When its installed. I will re-run the tests again.
-
Thanks for your work on this Apps and the CUDA CPU/GPU team mod. A very nice job on that. Hope some more of the bugs are fixed but even now.. Im like'in the results.
So.. my prescott isnt any faster running the 64bit? That really doesn't surprise me. This chip has just enough 64 bit to get by. Im pretty sure the later CPUs are much better dealing with 64 bit than this old p4. Mabey the Pentium D will score better.
When its installed. I will re-run the tests again.

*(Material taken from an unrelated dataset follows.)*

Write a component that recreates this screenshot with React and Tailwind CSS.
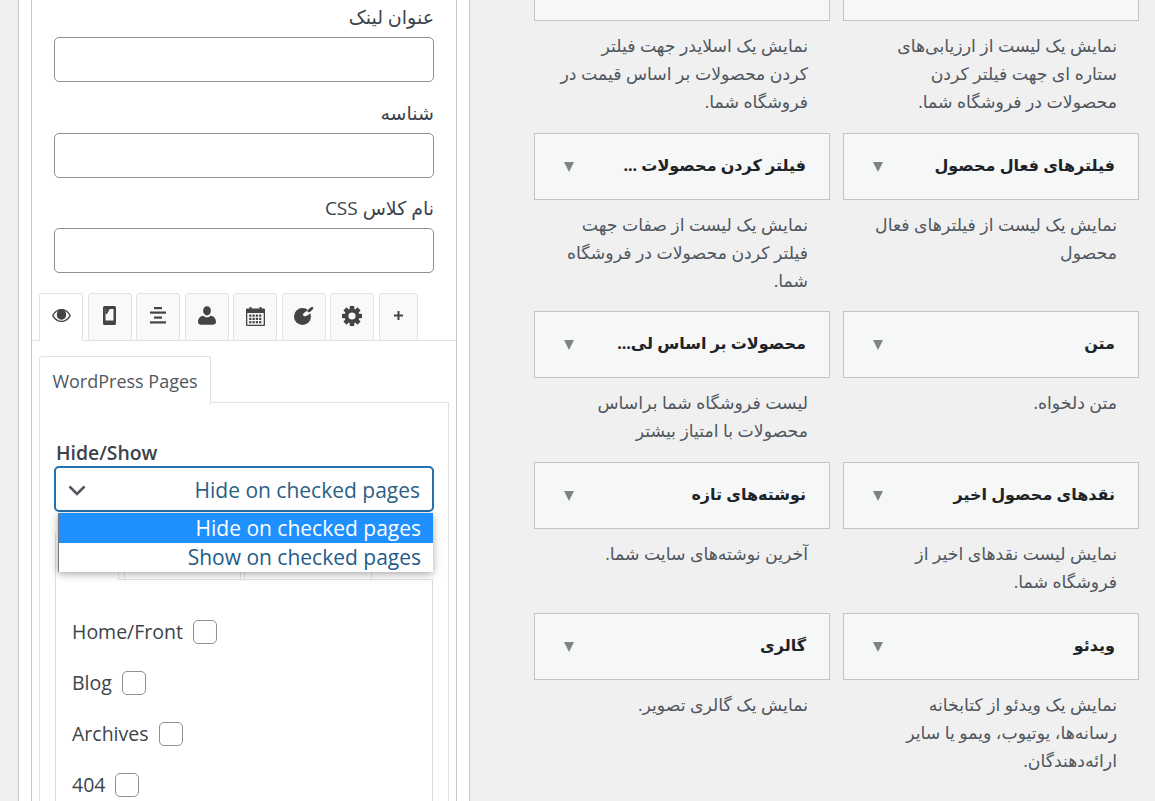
import React from "react";

const Ic = ({ children, w = 20, h = 20, vb = "0 0 20 20" }) => (
  <svg width={w} height={h} viewBox={vb} fill="#444">{children}</svg>
);

const icons = [
  <Ic w={21} h={15} vb="0 0 22 16" key="e">
    <path fillRule="evenodd" d="M11 1C6.500 1 2.800 3.800 1 8c1.800 4.200 5.500 7 10 7s8.200-2.800 10-7c-1.800-4.200-5.500-7-10-7zM2.600 8C4 5.300 6 3.700 7.600 3 6.600 4.200 6 5.500 6 7.500c0 2.800 2.200 5 5 5s5-2.200 5-5c0-2-.6-3.300-1.600-4.500C16 3.700 18 5.300 19.400 8 17.500 11.500 14.500 13.600 11 13.600S4.500 11.500 2.600 8z" />
    <path fillRule="evenodd" d="M11 3.500a4 4 0 1 0 0 8 4 4 0 0 0 0-8zM9.200 4.800a1.300 1.300 0 1 1 0 2.600 1.300 1.300 0 0 1 0-2.600z" />
  </Ic>,
  <Ic w={13} h={19} vb="0 0 13 19" key="m">
    <path fillRule="evenodd" d="M1.500 0h10A1.500 1.500 0 0 1 13 1.500v16a1.500 1.500 0 0 1-1.500 1.500h-10A1.500 1.500 0 0 1 0 17.500v-16A1.500 1.500 0 0 1 1.500 0zM2.500 3v11.500h8V3z" />
    <path d="M2.500 3h4.200L4 8H2.500z" />
  </Ic>,
  <Ic w={16} h={17} vb="0 0 16 17" key="a">
    <rect x="4" y="0" width="8" height="2.200" />
    <rect x="0" y="4.500" width="16" height="2.200" />
    <rect x="4" y="9.500" width="8" height="2.200" />
    <rect x="0" y="14.300" width="16" height="2.200" />
  </Ic>,
  <Ic w={18} h={19} vb="0 0 18 19" key="u">
    <ellipse cx="9" cy="4.800" rx="3.900" ry="4.600" />
    <path d="M0 16c0-4 2.500-6 5.500-6.300C6.500 10.700 7.700 11.200 9 11.200s2.500-.5 3.500-1.500c3 .3 5.500 2.300 5.500 6.300 0 1.800-1.500 2.800-3 2.800H3c-1.500 0-3-1-3-2.800z" />
  </Ic>,
  <Ic w={19} h={20} vb="0 0 19 20" key="c">
    <path fillRule="evenodd" d="M1 2.500h2.500V1h2v1.500h8V1h2v1.500H18a1 1 0 0 1 1 1V19a1 1 0 0 1-1 1H1a1 1 0 0 1-1-1V3.500a1 1 0 0 1 1-1zM1.300 7v11.700h16.400V7z" />
    {[0, 1, 2, 3].flatMap((c) =>
      [0, 1, 2].map((r) => (
        <rect key={`${c}-${r}`} x={3.200 + c * 3.300} y={8.500 + r * 3.300} width="2.200" height="2.200" />
      ))
    )}
  </Ic>,
  <Ic w={20} h={18} vb="0 0 20 18" key="p">
    <circle cx="8.500" cy="9.500" r="8.500" />
    <ellipse cx="13" cy="6.200" rx="4.500" ry="2.100" fill="#f9f9f9" transform="rotate(-32 13 6.200)" />
    <ellipse cx="16.400" cy="2.600" rx="3.500" ry="1.500" transform="rotate(-42 16.400 2.600)" />
  </Ic>,
  <Ic w={20} h={20} vb="0 0 20 20" key="g">
    <circle cx="10" cy="10" r="7.500" />
    {[0, 45, 90, 135, 180, 225, 270, 315].map((a) => (
      <rect key={a} x="7.800" y="0" width="4.400" height="4" transform={`rotate(${a} 10 10)`} />
    ))}
    <circle cx="10" cy="10" r="3.600" fill="#f9f9f9" />
  </Ic>,
  <Ic w={9} h={9} vb="0 0 9 9" key="pl">
    <path d="M3.500 0h2v3.500H9v2H5.500V9h-2V5.500H0v-2h3.500z" />
  </Ic>,
];

const Field = ({ label, cls = "" }) => (
  <div className={cls}>
    <div dir="rtl" className="h-[25px] w-[380px] text-[19px] leading-[25px] text-[#3c434a]">{label}</div>
    <div className="mt-[7px] h-[45px] w-[380px] rounded-[5px] border border-[#8c8f94] bg-white"></div>
  </div>
);

const Check = ({ label }) => (
  <div className="mb-[27px] flex h-[24px] items-center gap-[10px] text-[19.500px] leading-[24px] text-[#3c434a]">
    <span>{label}</span>
    <span className="h-[24px] w-[24px] rounded-[5px] border border-[#8c8f94] bg-white"></span>
  </div>
);

const Desc = ({ lines }) => (
  <div dir="rtl" className="mt-[11px] pr-[22px] text-[17.300px] leading-[28px] text-[#50575e]">
    {lines.map((l) => (
      <div key={l} className="whitespace-nowrap">{l}</div>
    ))}
  </div>
);

const Card = ({ title, lines = [] }) => (
  <div className="w-[296px]">
    <div className="flex h-[67px] items-center justify-between border border-[#c3c4c7] bg-[#f6f7f7] pl-[29px] pr-[23px]">
      <span className="mt-[1px] h-0 w-0 border-x-[5.500px] border-t-[10px] border-x-transparent border-t-[#7f8388]"></span>
      <span dir="rtl" className="mb-[4px] whitespace-nowrap text-[16px] font-bold leading-[24px] text-[#1d2327]">{title}</span>
    </div>
    <Desc lines={lines} />
  </div>
);

const TopCard = ({ lines }) => (
  <div className="w-[296px]">
    <div className="-mt-[46px] h-[67px] border border-[#c3c4c7] bg-[#f6f7f7]"></div>
    <Desc lines={lines} />
  </div>
);

const rows = [
  {
    cls: "mb-[17px]",
    a: { lines: ["نمایش یک لیست از ارزیابی‌های", "ستاره ای جهت فیلتر کردن", "محصولات در فروشگاه شما."] },
    b: { lines: ["نمایش یک اسلایدر جهت فیلتر", "کردن محصولات بر اساس قیمت در", "فروشگاه شما."] },
    top: true,
  },
  {
    cls: "mb-[16px]",
    a: { title: "فیلترهای فعال محصول", lines: ["نمایش یک لیست از فیلترهای فعال", "محصول"] },
    b: { title: "فیلتر کردن محصولات ...", lines: ["نمایش یک لیست از صفات جهت", "فیلتر کردن محصولات در فروشگاه", "شما."] },
  },
  {
    cls: "mb-[17px]",
    a: { title: "متن", lines: ["متن دلخواه."] },
    b: { title: "محصولات بر اساس لی...", lines: ["لیست فروشگاه شما براساس", "محصولات با امتیاز بیشتر"] },
  },
  {
    cls: "mb-[17px]",
    a: { title: "نقدهای محصول اخیر", lines: ["نمایش لیست نقدهای اخیر از", "فروشگاه شما."] },
    b: { title: "نوشته‌های تازه", lines: ["آخرین نوشته‌های سایت شما."] },
  },
  {
    cls: "",
    a: { title: "ویدئو", lines: ["نمایش یک ویدئو از کتابخانه", "رسانه‌ها، یوتیوب، ویمو یا سایر", "ارائه‌دهندگان."] },
    b: { title: "گالری", lines: ["نمایش یک گالری تصویر."] },
  },
];

export default function App() {
  return (
    <div className="flex h-[801px] w-[1155px] overflow-hidden bg-[#f0f0f1] font-['Open_Sans','DejaVu_Sans',sans-serif]">
      {/* left panel */}
      <div className="ml-[18px] h-full w-[452px] shrink-0 border-x border-[#c3c4c7] bg-white">
        <div className="ml-[12px] h-full w-[426px] border-x border-[#c3c4c7]">
          <div className="pl-[22px] pt-[5px]">
            <Field label="عنوان لینک" />
            <Field label="شناسه" cls="mt-[19px]" />
            <Field label="نام کلاس CSS" cls="mt-[18px]" />
          </div>

          {/* icon tabs */}
          <div className="mt-[20px] flex h-[48px] gap-[4.500px] border-b border-[#e2e2e2] pl-[7px]">
            {icons.map((ic, i) => (
              <div
                key={i}
                className={`flex h-[48px] items-center justify-center rounded-t-[3px] border border-[#e2e2e2] pb-[3px] ${
                  i === 0 ? "border-b-white bg-white" : "bg-[#f9f9f9]"
                } ${i === 7 ? "w-[39px]" : "w-[44px]"}`}
              >
                {ic}
              </div>
            ))}
          </div>

          {/* sub tabs */}
          <div className="ml-[7px] mt-[15px] w-[410px]">
            <div className="relative z-10 -mb-[3px] flex h-[49px] w-[172px] items-center justify-center rounded-t-[3px] border-x border-t border-[#e2e2e2] bg-white text-[18px] leading-[24px] text-[#50575e]">
              WordPress Pages
            </div>
            <div className="h-[500px] border-x border-t border-[#e2e2e2] pl-[14px] pt-[37px]">
              <div className="relative w-[380px]">
                <div className="h-[26px] pl-[2px] text-[19.400px] font-semibold leading-[26px] text-[#3c434a]">Hide/Show</div>
                <div className="flex h-[46px] w-[380px] items-center justify-between rounded-[5px] border-2 border-[#2271b1] bg-white pl-[12px] pr-[12px] pt-[2px] text-[21px] leading-[24px] text-[#2c5f85]">
                  <svg width="18" height="11" viewBox="0 0 18 11" fill="none" stroke="#50575e" strokeWidth="2.600">
                    <path d="M1.500 1.500 9 9l7.500-7.500" />
                  </svg>
                  <span>Hide on checked pages</span>
                </div>
                <div className="absolute left-[4px] top-[73px] z-20 w-[375px] border-l border-[#767676] bg-white text-right text-[21px] text-[#1f5c8a] shadow-[0_2px_8px_rgba(0,0,0,0.35)]">
                  <div className="h-[30px] bg-[#1e90ff] pr-[12px] leading-[30px] text-white">Hide on checked pages</div>
                  <div className="h-[29px] pr-[12px] leading-[28px]">Show on checked pages</div>
                </div>

                {/* inner tabs partly under the dropdown */}
                <div className="ml-px mt-[21px] flex h-[47px] w-[378px] border-b border-[#e2e2e2]">
                  <div className="relative h-[47px] w-[64px] border-x border-[#e2e2e2] bg-white"></div>
                  <div className="ml-[5px] h-[46px] w-[117px] border-x border-t border-[#e2e2e2]"></div>
                  <div className="ml-[3px] h-[46px] w-[128px] border-x border-t border-[#e2e2e2]"></div>
                </div>
                <div className="ml-px h-[300px] w-[378px] border-x border-[#dcdcde] pl-[16px] pt-[40px]">
                  <Check label="Home/Front" />
                  <Check label="Blog" />
                  <Check label="Archives" />
                  <Check label="404" />
                </div>
              </div>
            </div>
          </div>
        </div>
      </div>

      {/* right panel */}
      <div className="ml-[64px] flex flex-col">
        {rows.map((r, i) => (
          <div key={i} className={`flex gap-[13px] ${r.cls}`}>
            {r.top ? <TopCard lines={r.b.lines} /> : <Card {...r.b} />}
            {r.top ? <TopCard lines={r.a.lines} /> : <Card {...r.a} />}
          </div>
        ))}
      </div>
    </div>
  );
}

Why? It's faster with x64 app. It just didn't feel difference between 2 x64 apps. But x64 SSE3 the best for him.
-
My guess is better kernel driver probably is a part of it (no legacy code or pointer address space conversion to go through either). Win32 drivers have a lot of legacy code in them to handle many diverse setups. 64 bit drivers can generally be leaner, especially WDM ones if available, and can assume the availability of SSE & SSE2, which means fast streaming loads, cacheability instructions and and non-temporal stores can be used.
-
So.. is there a team V8 64 bit for only SSES? One that works with CPU/GPU mod you did?
Also.. Is there a 64bit for the SSSES CPUs that will work with the team mod?
-
So.. is there a team V8 64 bit for only SSES? One that works with CPU/GPU mod you did?
Also.. Is there a 64bit for the SSSES CPUs that will work with the team mod?
For normal AK_v8 (CPU) 64 bit SSE3 or higher only (because of library limitations, No Intel 64 bit SSE2-only CPUs were ever made AFAIK)
For Team mod (CPU+GPU), that requires the special builds of Raistmer's to function, so you'd have to check Raistmer's thread on his latest packages.
Jason
-
So.. is there a team V8 64 bit for only SSES? One that works with CPU/GPU mod you did?
Also.. Is there a 64bit for the SSSES CPUs that will work with the team mod?
The question is who need such builds ;)
What host config you have to want SSE-only build for using with CUDA-enabled GPU ?? I though such configs just don't exist.
There is V10a for SSE3 x64 and SSSE3 x64 already, look corresponding thread.